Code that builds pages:
● ● ● ● ●

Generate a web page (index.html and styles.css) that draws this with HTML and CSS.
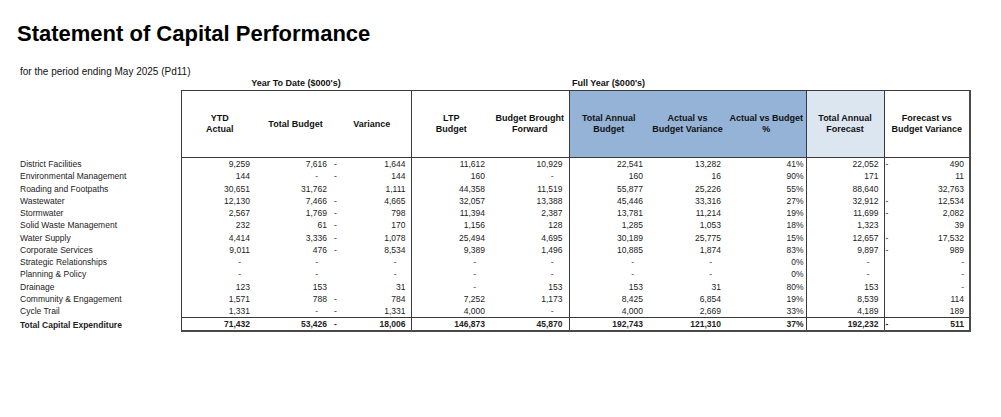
FILE: index.html
```html
<!DOCTYPE html>
<html>
<head>
<meta charset="utf-8">
<link rel="stylesheet" href="styles.css">
</head>
<body>
<div class="page">
  <h1 class="title">Statement of Capital Performance</h1>
  <p class="subtitle">for the period ending May 2025 (Pd11)</p>
  <table class="report">
    <colgroup>
      <col class="c-label"><col class="c1"><col class="c2"><col class="c3"><col class="c4"><col class="c5"><col class="c6"><col class="c7"><col class="c8"><col class="c9"><col class="c10">
    </colgroup>
    <thead>
      <tr class="group">
        <th></th>
        <th colspan="3">Year To Date ($000's)</th>
        <th colspan="5">Full Year ($000's)</th>
        <th></th><th></th>
      </tr>
      <tr class="heads">
        <th class="lbl"></th>
        <th>YTD<br>Actual</th>
        <th>Total Budget</th>
        <th>Variance</th>
        <th>LTP<br>Budget</th>
        <th>Budget Brought<br>Forward</th>
        <th class="blue">Total Annual<br>Budget</th>
        <th class="blue">Actual vs<br>Budget Variance</th>
        <th class="blue">Actual vs Budget<br>%</th>
        <th class="pale">Total Annual<br>Forecast</th>
        <th>Forecast vs<br>Budget Variance</th>
      </tr>
    </thead>
    <tbody>
      <tr><td>District Facilities</td><td>9,259</td><td>7,616</td><td><span class="m">-</span>1,644</td><td>11,612</td><td>10,929</td><td>22,541</td><td>13,282</td><td>41%</td><td>22,052</td><td><span class="m">-</span>490</td></tr>
      <tr><td>Environmental Management</td><td>144</td><td><span class="z">-</span></td><td><span class="m">-</span>144</td><td>160</td><td><span class="z">-</span></td><td>160</td><td>16</td><td>90%</td><td>171</td><td>11</td></tr>
      <tr><td>Roading and Footpaths</td><td>30,651</td><td>31,762</td><td>1,111</td><td>44,358</td><td>11,519</td><td>55,877</td><td>25,226</td><td>55%</td><td>88,640</td><td>32,763</td></tr>
      <tr><td>Wastewater</td><td>12,130</td><td>7,466</td><td><span class="m">-</span>4,665</td><td>32,057</td><td>13,388</td><td>45,446</td><td>33,316</td><td>27%</td><td>32,912</td><td><span class="m">-</span>12,534</td></tr>
      <tr><td>Stormwater</td><td>2,567</td><td>1,769</td><td><span class="m">-</span>798</td><td>11,394</td><td>2,387</td><td>13,781</td><td>11,214</td><td>19%</td><td>11,699</td><td><span class="m">-</span>2,082</td></tr>
      <tr><td>Solid Waste Management</td><td>232</td><td>61</td><td><span class="m">-</span>170</td><td>1,156</td><td>128</td><td>1,285</td><td>1,053</td><td>18%</td><td>1,323</td><td>39</td></tr>
      <tr><td>Water Supply</td><td>4,414</td><td>3,336</td><td><span class="m">-</span>1,078</td><td>25,494</td><td>4,695</td><td>30,189</td><td>25,775</td><td>15%</td><td>12,657</td><td><span class="m">-</span>17,532</td></tr>
      <tr><td>Corporate Services</td><td>9,011</td><td>476</td><td><span class="m">-</span>8,534</td><td>9,389</td><td>1,496</td><td>10,885</td><td>1,874</td><td>83%</td><td>9,897</td><td><span class="m">-</span>989</td></tr>
      <tr><td>Strategic Relationships</td><td><span class="z">-</span></td><td><span class="z">-</span></td><td><span class="z">-</span></td><td><span class="z">-</span></td><td><span class="z">-</span></td><td><span class="z">-</span></td><td><span class="z">-</span></td><td>0%</td><td><span class="z">-</span></td><td><span class="z">-</span></td></tr>
      <tr><td>Planning &amp; Policy</td><td><span class="z">-</span></td><td><span class="z">-</span></td><td><span class="z">-</span></td><td><span class="z">-</span></td><td><span class="z">-</span></td><td><span class="z">-</span></td><td><span class="z">-</span></td><td>0%</td><td><span class="z">-</span></td><td><span class="z">-</span></td></tr>
      <tr><td>Drainage</td><td>123</td><td>153</td><td>31</td><td><span class="z">-</span></td><td>153</td><td>153</td><td>31</td><td>80%</td><td>153</td><td><span class="z">-</span></td></tr>
      <tr><td>Community &amp; Engagement</td><td>1,571</td><td>788</td><td><span class="m">-</span>784</td><td>7,252</td><td>1,173</td><td>8,425</td><td>6,854</td><td>19%</td><td>8,539</td><td>114</td></tr>
      <tr><td>Cycle Trail</td><td>1,331</td><td><span class="z">-</span></td><td><span class="m">-</span>1,331</td><td>4,000</td><td><span class="z">-</span></td><td>4,000</td><td>2,669</td><td>33%</td><td>4,189</td><td>189</td></tr>
      <tr class="total"><td>Total Capital Expenditure</td><td>71,432</td><td>53,426</td><td><span class="m">-</span>18,006</td><td>146,873</td><td>45,870</td><td>192,743</td><td>121,310</td><td>37%</td><td>192,232</td><td><span class="m">-</span>511</td></tr>
    </tbody>
  </table>
</div>
</body>
</html>
```

FILE: styles.css
```css
html, body {
  margin: 0;
  padding: 0;
  background: #ffffff;
}

body {
  font-family: "Liberation Sans", Arial, sans-serif;
  color: #1e1e1e;
}

.page {
  padding-top: 21px;
}

.title {
  margin: 0;
  padding-left: 17px;
  font-size: 22px;
  line-height: 26px;
  font-weight: bold;
  color: #000;
}

.subtitle {
  margin: 19px 0 0 0;
  padding-left: 20px;
  font-size: 10px;
  line-height: 12px;
  color: #111;
}

.report {
  margin: 0 0 0 20px;
  border-collapse: collapse;
  table-layout: fixed;
  width: 950px;
  font-size: 8.5px;
}

.c-label { width: 161px; }
.c1 { width: 77px; }
.c2 { width: 75px; }
.c3 { width: 78px; }
.c4 { width: 80px; }
.c5 { width: 78px; }
.c6 { width: 79px; }
.c7 { width: 79px; }
.c8 { width: 79px; }
.c9 { width: 78px; }
.c10 { width: 86px; }

.report th,
.report td {
  padding: 0;
}

.group th {
  height: 12px;
  font-size: 9px;
  line-height: 11px;
  font-weight: bold;
  text-align: center;
  vertical-align: top;
  color: #111;
}

.heads th {
  height: 66px;
  font-size: 9px;
  line-height: 11px;
  font-weight: bold;
  text-align: center;
  vertical-align: middle;
  color: #111;
  border-top: 1px solid #3a3a3a;
  border-bottom: 1px solid #3a3a3a;
  padding: 0 1px;
  white-space: nowrap;
}

.heads th.lbl {
  border-top: none;
  border-bottom: none;
}

.heads th.blue { background: #95b3d7; }
.heads th.pale { background: #dce6f1; }

.report td {
  height: 12.25px;
  line-height: 12.25px;
  text-align: right;
  white-space: nowrap;
  color: #222;
}

.report td:first-child {
  text-align: left;
}

/* group separators */
.heads th:nth-child(2), .report td:nth-child(2),
.heads th:nth-child(5), .report td:nth-child(5),
.heads th:nth-child(7), .report td:nth-child(7),
.heads th:nth-child(10), .report td:nth-child(10),
.heads th:nth-child(11), .report td:nth-child(11) {
  border-left: 1px solid #3a3a3a;
}

.heads th:nth-child(11), .report td:nth-child(11) {
  border-right: 2px solid #4a4a4a;
}

/* per-column right padding */
.report td:nth-child(2) { padding-right: 8px; }
.report td:nth-child(3) { padding-right: 6px; }
.report td:nth-child(4) { padding-right: 5px; }
.report td:nth-child(5) { padding-right: 6px; }
.report td:nth-child(6) { padding-right: 6px; }
.report td:nth-child(7) { padding-right: 5px; }
.report td:nth-child(8) { padding-right: 6px; }
.report td:nth-child(9) { padding-right: 2px; }
.report td:nth-child(10) { padding-right: 5px; }
.report td:nth-child(11) { padding-right: 5px; }

.m {
  float: left;
  padding-left: 1px;
}

.z {
  display: inline-block;
  padding-right: 9px;
  color: #444;
}

.report td:nth-child(11) .z {
  padding-right: 0;
}

.total td {
  font-weight: bold;
  height: 12px;
  line-height: 12px;
}

.total td:not(:first-child) {
  border-top: 1px solid #3a3a3a;
  border-bottom: 2px solid #4a4a4a;
}
```
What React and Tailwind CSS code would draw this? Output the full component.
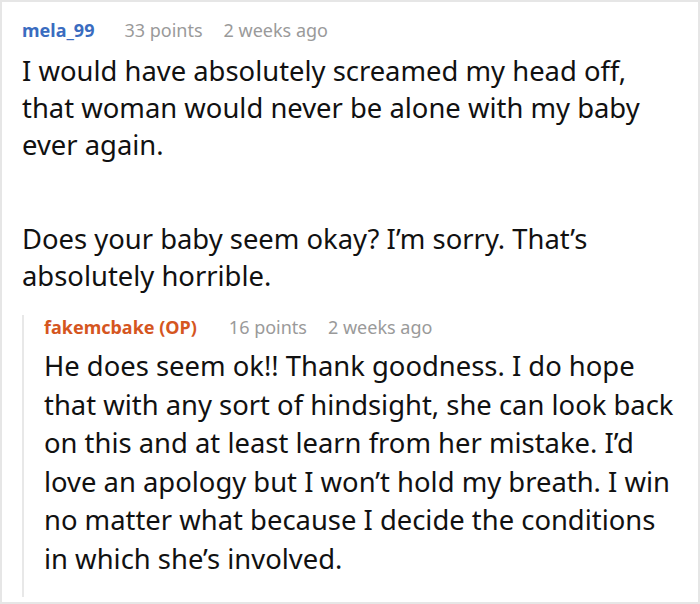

● ● ● ● ●

_Goal of the exercise:_
Count the lines in which the string "index" appears, then report only that figure.

_Completed task:_
2